Backing Deepika Padukone, former RBI Governor Raghuram Rajan said the actress' silent protest against JNU violence as also Election Commissioner Ashok Lavasa doing his duty impartially despite harassment to his family, showed that for some people, truth, freedom and justice are not just lofty words, but ideals worth sacrificing for.
In a blog on Linkedin, Rajan said the news of a gang of masked assailants breaking into one of India's leading universities, Jawaharlal Nehru University, and then going on a rampage for hours, attacking students and faculty, entirely undisturbed by the police, is "worrisome".
Without naming Padukone, who has won both bouquets and brickbats for her silent protest by meeting victims of the attack on JNU, he said despite putting attendance at her latest movie, 'Chhapaak' at risk, the actress "inspires us all to take stock of what is truly at stake."
Rajan, who was denied a second term as RBI Governor by the Modi government, said it is elevating to see "young people of diverse faiths march together, Hindus and Muslims arm-in-arm behind our national flag, rejecting artificial divides stoked by political leaders for their own gain."
"They show that the spirit of our constitution still burns brightly," he said.
Without naming Lavasa - the sole member of the Election Commission who refused to give a clean chit to Prime Minister Narendra Modi and Home Minister Amit Shah in the matter of electoral process violations - he said: "When an Election Commissioner carries out his duties impartially despite the harassment it brings upon his family, he asserts that integrity has not been completely cowed."
Soon after BJP won a second term, investigations were initiated against five members of Lavasa's family.
Rajan went on to praise bureaucrats resigning and some media working tirelessly to get the truth out.
"When officers of the administrative service resign their dream jobs because they do not believe they can serve in good faith, they are living testimony that the sacrifices made by the generations that got us freedom still inspire emulation," he wrote.
"When some members of the media work tirelessly to get the truth out even as their colleagues succumb to government pressure, they demonstrate what it means to be a dutiful citizen of the Republic."
And when a Bollywood actress "registers her silent protest by meeting with the victims of the attack on JNU, even though she puts attendance at her latest movie at risk, she inspires us all to take stock of what is truly at stake," he said.
Rajan said one has to be truly cynical to not be moved by these actions.
"These people show through their actions that they think truth, freedom, and justice are not merely lofty words, but ideals worth sacrificing for. It is they who are fighting today for India that Mahatma Gandhi gave his life for. It is they, who never marched to win freedom, but today march to preserve it, who give us hope that Rabindranath Tagore's dream into that heaven of freedom, My Father, let my country awake will continue to be a reality," he wrote.
The former governor said makers of Indian constitution had come through the horrors of a fratricidal partition and sought to create a more united future by drafting "a document that attempts to draw out the best in us in a spirit of common purpose and pride."

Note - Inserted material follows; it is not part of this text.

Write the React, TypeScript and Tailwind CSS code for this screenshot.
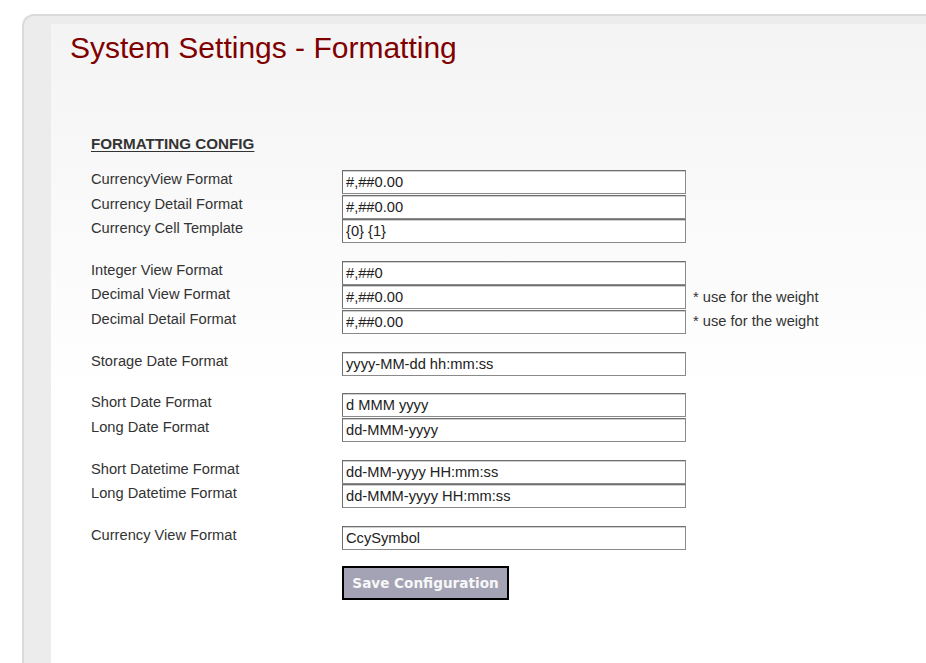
import React from "react";

type Row = { label: string; value: string; note?: string };

const groups: Row[][] = [
  [
    { label: "CurrencyView Format", value: "#,##0.00" },
    { label: "Currency Detail Format", value: "#,##0.00" },
    { label: "Currency Cell Template", value: "{0} {1}" },
  ],
  [
    { label: "Integer View Format", value: "#,##0" },
    { label: "Decimal View Format", value: "#,##0.00", note: "* use for the weight" },
    { label: "Decimal Detail Format", value: "#,##0.00", note: "* use for the weight" },
  ],
  [{ label: "Storage Date Format", value: "yyyy-MM-dd hh:mm:ss" }],
  [
    { label: "Short Date Format", value: "d MMM yyyy" },
    { label: "Long Date Format", value: "dd-MMM-yyyy" },
  ],
  [
    { label: "Short Datetime Format", value: "dd-MM-yyyy HH:mm:ss" },
    { label: "Long Datetime Format", value: "dd-MMM-yyyy HH:mm:ss" },
  ],
  [{ label: "Currency View Format", value: "CcySymbol" }],
];

export default function App() {
  return (
    <div className="min-h-[663px] bg-white pl-[22px] pt-[14px] font-['Liberation_Sans',Arial,sans-serif]">
      <div className="h-[649px] rounded-tl-[12px] border-l-2 border-t-2 border-[#dadada] bg-[#ececec] pl-[27px] pt-[8px]">
        <div className="h-full bg-[linear-gradient(to_bottom,#f4f4f4,#ffffff_58%)] pl-[19px] pt-[6px]">
          <h1 className="text-[30px] leading-[36px] text-[#800000]">System Settings - Formatting</h1>
          <div className="pl-[21px] pt-[69px]">
            <div className="text-[15.2px] font-bold leading-[17px] text-[#333] underline underline-offset-[2px]">
              FORMATTING CONFIG
            </div>
            <div className="mt-[18px] flex flex-col gap-[17.75px]">
              {groups.map((g, gi) => (
                <div key={gi} className="flex flex-col gap-[0.5px]">
                  {g.map((r, ri) => (
                    <div key={ri} className="flex h-[24px] items-start">
                      <div className="w-[251px] pt-[1px] text-[14.667px] leading-[17px] text-[#333]">{r.label}</div>
                      <input
                        readOnly
                        value={r.value}
                        className="box-border h-[24px] w-[344px] border border-[#8a8a8a] border-l-[#6f6f6f] border-t-[#6f6f6f] bg-white px-[3px] text-[14.667px] text-[#222] shadow-[inset_0_1px_0_#cfcfcf] outline-none font-['Liberation_Sans',Arial,sans-serif]"
                      />
                      {r.note && (
                        <div className="ml-[7px] self-center text-[14.667px] leading-[17px] text-[#333]">{r.note}</div>
                      )}
                    </div>
                  ))}
                </div>
              ))}
            </div>
            <div className="mt-[16.25px] pl-[251px]">
              <button className="box-border h-[34px] w-[167px] border-2 border-black bg-[#a3a3b5] text-center text-[13.6px] font-bold text-[#f7f7f7] font-['DejaVu_Sans',Verdana,sans-serif]">
                Save Configuration
              </button>
            </div>
          </div>
        </div>
      </div>
    </div>
  );
}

"What better resolution for the new decade than to re-dedicate ourselves to ensuring that this spirit burns strongly in each one of us?," he said. "In these troublesome times, let us work together to make India that shining example of tolerance and respect that our founders envisioned, a beacon once more for a weary world. Let that be our task for the new decade."
Rajan said while the identities of the JNU attackers remain unclear, many of those attacked were activists, and neither the government-appointed administration nor the police intervened.
"When even elite universities become literal battlegrounds, accusations that the government is attempting to suppress dissent - even if by apathy rather than design - gain substantial credibility," he said adding it was easy to blame leadership but in a democracy the public also bears responsibility.
"After all, it was the citizenry that put our leaders into office and acquiesced in their divisive manifesto, which they have taken as their marching orders," he said adding democracy is not merely a right but also a responsibility -- a burden to be the keepers of the Republic, not merely on election day but every day.